• **Problem to solve**: Repeat each line of the material below exactly as it appears, minus any pictures.

• **Collected material**:
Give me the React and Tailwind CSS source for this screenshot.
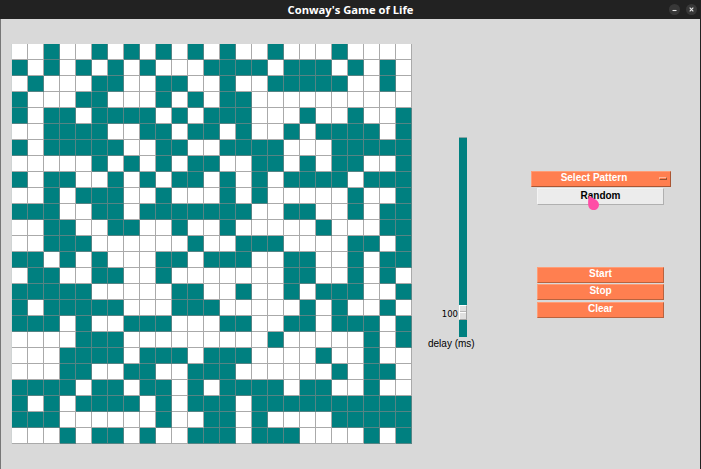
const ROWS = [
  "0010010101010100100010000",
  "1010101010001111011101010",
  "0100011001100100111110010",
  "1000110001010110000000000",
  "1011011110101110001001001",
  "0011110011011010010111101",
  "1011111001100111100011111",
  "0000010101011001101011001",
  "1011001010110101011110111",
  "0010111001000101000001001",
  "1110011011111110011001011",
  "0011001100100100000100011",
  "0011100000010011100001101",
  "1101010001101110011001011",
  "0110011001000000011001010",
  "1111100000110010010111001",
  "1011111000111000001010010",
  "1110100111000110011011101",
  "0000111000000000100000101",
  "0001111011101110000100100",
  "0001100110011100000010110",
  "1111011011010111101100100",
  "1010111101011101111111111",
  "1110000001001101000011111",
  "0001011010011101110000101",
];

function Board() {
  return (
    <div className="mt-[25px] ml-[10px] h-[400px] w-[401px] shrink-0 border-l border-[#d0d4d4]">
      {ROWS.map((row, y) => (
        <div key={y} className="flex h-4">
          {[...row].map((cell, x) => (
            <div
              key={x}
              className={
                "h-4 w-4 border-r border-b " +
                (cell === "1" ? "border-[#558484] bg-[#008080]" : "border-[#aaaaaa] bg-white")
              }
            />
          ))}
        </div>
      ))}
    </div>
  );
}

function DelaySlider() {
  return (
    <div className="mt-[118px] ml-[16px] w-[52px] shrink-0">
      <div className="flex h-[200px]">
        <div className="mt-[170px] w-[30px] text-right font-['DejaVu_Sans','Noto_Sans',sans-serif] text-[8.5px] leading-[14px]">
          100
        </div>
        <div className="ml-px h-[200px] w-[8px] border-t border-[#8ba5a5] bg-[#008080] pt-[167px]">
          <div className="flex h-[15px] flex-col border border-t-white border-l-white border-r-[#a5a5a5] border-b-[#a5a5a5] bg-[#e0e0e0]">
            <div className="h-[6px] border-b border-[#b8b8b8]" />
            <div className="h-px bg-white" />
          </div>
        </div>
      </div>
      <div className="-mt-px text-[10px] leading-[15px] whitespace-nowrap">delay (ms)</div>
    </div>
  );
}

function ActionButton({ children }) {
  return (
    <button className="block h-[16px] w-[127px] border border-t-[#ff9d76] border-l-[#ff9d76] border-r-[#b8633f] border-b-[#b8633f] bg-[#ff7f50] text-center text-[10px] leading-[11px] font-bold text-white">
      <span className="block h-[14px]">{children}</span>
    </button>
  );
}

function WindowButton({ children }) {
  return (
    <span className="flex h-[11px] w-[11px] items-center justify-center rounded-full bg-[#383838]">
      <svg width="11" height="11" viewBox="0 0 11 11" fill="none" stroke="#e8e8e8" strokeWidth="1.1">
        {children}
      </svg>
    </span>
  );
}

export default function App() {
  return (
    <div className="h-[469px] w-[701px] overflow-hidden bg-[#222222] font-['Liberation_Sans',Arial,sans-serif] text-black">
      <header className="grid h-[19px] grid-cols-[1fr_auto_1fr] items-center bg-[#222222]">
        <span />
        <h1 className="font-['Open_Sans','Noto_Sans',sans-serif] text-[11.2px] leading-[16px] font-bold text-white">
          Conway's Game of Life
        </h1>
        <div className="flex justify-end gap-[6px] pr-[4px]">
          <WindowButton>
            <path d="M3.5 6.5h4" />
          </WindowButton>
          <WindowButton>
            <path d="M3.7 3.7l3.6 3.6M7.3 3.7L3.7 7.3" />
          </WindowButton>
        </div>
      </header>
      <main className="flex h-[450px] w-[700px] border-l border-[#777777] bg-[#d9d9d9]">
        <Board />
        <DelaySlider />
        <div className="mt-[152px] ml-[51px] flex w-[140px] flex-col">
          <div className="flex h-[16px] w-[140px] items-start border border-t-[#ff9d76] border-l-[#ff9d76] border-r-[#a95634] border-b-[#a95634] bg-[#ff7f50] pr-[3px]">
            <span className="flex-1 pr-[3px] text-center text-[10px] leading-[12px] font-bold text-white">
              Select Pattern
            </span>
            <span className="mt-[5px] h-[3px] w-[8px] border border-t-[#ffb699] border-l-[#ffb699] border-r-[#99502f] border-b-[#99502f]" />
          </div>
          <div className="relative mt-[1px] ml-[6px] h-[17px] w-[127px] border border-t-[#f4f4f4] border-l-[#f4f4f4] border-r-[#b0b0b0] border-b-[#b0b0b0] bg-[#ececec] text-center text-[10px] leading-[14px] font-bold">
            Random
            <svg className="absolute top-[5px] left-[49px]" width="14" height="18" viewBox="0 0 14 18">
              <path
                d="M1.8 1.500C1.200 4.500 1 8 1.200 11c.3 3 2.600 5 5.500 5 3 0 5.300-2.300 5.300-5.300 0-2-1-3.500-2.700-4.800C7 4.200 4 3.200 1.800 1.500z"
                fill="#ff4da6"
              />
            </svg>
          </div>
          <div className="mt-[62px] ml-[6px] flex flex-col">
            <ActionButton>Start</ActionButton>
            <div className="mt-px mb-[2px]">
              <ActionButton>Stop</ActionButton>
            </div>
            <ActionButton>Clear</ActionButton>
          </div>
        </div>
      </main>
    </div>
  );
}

• **Full answer**:
Give me the React and Tailwind CSS source for this screenshot.
const ROWS = [
  "0010010101010100100010000",
  "1010101010001111011101010",
  "0100011001100100111110010",
  "1000110001010110000000000",
  "1011011110101110001001001",
  "0011110011011010010111101",
  "1011111001100111100011111",
  "0000010101011001101011001",
  "1011001010110101011110111",
  "0010111001000101000001001",
  "1110011011111110011001011",
  "0011001100100100000100011",
  "0011100000010011100001101",
  "1101010001101110011001011",
  "0110011001000000011001010",
  "1111100000110010010111001",
  "1011111000111000001010010",
  "1110100111000110011011101",
  "0000111000000000100000101",
  "0001111011101110000100100",
  "0001100110011100000010110",
  "1111011011010111101100100",
  "1010111101011101111111111",
  "1110000001001101000011111",
  "0001011010011101110000101",
];

function Board() {
  return (
    <div className="mt-[25px] ml-[10px] h-[400px] w-[401px] shrink-0 border-l border-[#d0d4d4]">
      {ROWS.map((row, y) => (
        <div key={y} className="flex h-4">
          {[...row].map((cell, x) => (
            <div
              key={x}
              className={
                "h-4 w-4 border-r border-b " +
                (cell === "1" ? "border-[#558484] bg-[#008080]" : "border-[#aaaaaa] bg-white")
              }
            />
          ))}
        </div>
      ))}
    </div>
  );
}

function DelaySlider() {
  return (
    <div className="mt-[118px] ml-[16px] w-[52px] shrink-0">
      <div className="flex h-[200px]">
        <div className="mt-[170px] w-[30px] text-right font-['DejaVu_Sans','Noto_Sans',sans-serif] text-[8.5px] leading-[14px]">
          100
        </div>
        <div className="ml-px h-[200px] w-[8px] border-t border-[#8ba5a5] bg-[#008080] pt-[167px]">
          <div className="flex h-[15px] flex-col border border-t-white border-l-white border-r-[#a5a5a5] border-b-[#a5a5a5] bg-[#e0e0e0]">
            <div className="h-[6px] border-b border-[#b8b8b8]" />
            <div className="h-px bg-white" />
          </div>
        </div>
      </div>
      <div className="-mt-px text-[10px] leading-[15px] whitespace-nowrap">delay (ms)</div>
    </div>
  );
}

function ActionButton({ children }) {
  return (
    <button className="block h-[16px] w-[127px] border border-t-[#ff9d76] border-l-[#ff9d76] border-r-[#b8633f] border-b-[#b8633f] bg-[#ff7f50] text-center text-[10px] leading-[11px] font-bold text-white">
      <span className="block h-[14px]">{children}</span>
    </button>
  );
}

function WindowButton({ children }) {
  return (
    <span className="flex h-[11px] w-[11px] items-center justify-center rounded-full bg-[#383838]">
      <svg width="11" height="11" viewBox="0 0 11 11" fill="none" stroke="#e8e8e8" strokeWidth="1.1">
        {children}
      </svg>
    </span>
  );
}

export default function App() {
  return (
    <div className="h-[469px] w-[701px] overflow-hidden bg-[#222222] font-['Liberation_Sans',Arial,sans-serif] text-black">
      <header className="grid h-[19px] grid-cols-[1fr_auto_1fr] items-center bg-[#222222]">
        <span />
        <h1 className="font-['Open_Sans','Noto_Sans',sans-serif] text-[11.2px] leading-[16px] font-bold text-white">
          Conway's Game of Life
        </h1>
        <div className="flex justify-end gap-[6px] pr-[4px]">
          <WindowButton>
            <path d="M3.5 6.5h4" />
          </WindowButton>
          <WindowButton>
            <path d="M3.7 3.7l3.6 3.6M7.3 3.7L3.7 7.3" />
          </WindowButton>
        </div>
      </header>
      <main className="flex h-[450px] w-[700px] border-l border-[#777777] bg-[#d9d9d9]">
        <Board />
        <DelaySlider />
        <div className="mt-[152px] ml-[51px] flex w-[140px] flex-col">
          <div className="flex h-[16px] w-[140px] items-start border border-t-[#ff9d76] border-l-[#ff9d76] border-r-[#a95634] border-b-[#a95634] bg-[#ff7f50] pr-[3px]">
            <span className="flex-1 pr-[3px] text-center text-[10px] leading-[12px] font-bold text-white">
              Select Pattern
            </span>
            <span className="mt-[5px] h-[3px] w-[8px] border border-t-[#ffb699] border-l-[#ffb699] border-r-[#99502f] border-b-[#99502f]" />
          </div>
          <div className="relative mt-[1px] ml-[6px] h-[17px] w-[127px] border border-t-[#f4f4f4] border-l-[#f4f4f4] border-r-[#b0b0b0] border-b-[#b0b0b0] bg-[#ececec] text-center text-[10px] leading-[14px] font-bold">
            Random
            <svg className="absolute top-[5px] left-[49px]" width="14" height="18" viewBox="0 0 14 18">
              <path
                d="M1.8 1.500C1.200 4.500 1 8 1.200 11c.3 3 2.600 5 5.500 5 3 0 5.300-2.300 5.300-5.300 0-2-1-3.500-2.700-4.800C7 4.200 4 3.200 1.800 1.500z"
                fill="#ff4da6"
              />
            </svg>
          </div>
          <div className="mt-[62px] ml-[6px] flex flex-col">
            <ActionButton>Start</ActionButton>
            <div className="mt-px mb-[2px]">
              <ActionButton>Stop</ActionButton>
            </div>
            <ActionButton>Clear</ActionButton>
          </div>
        </div>
      </main>
    </div>
  );
}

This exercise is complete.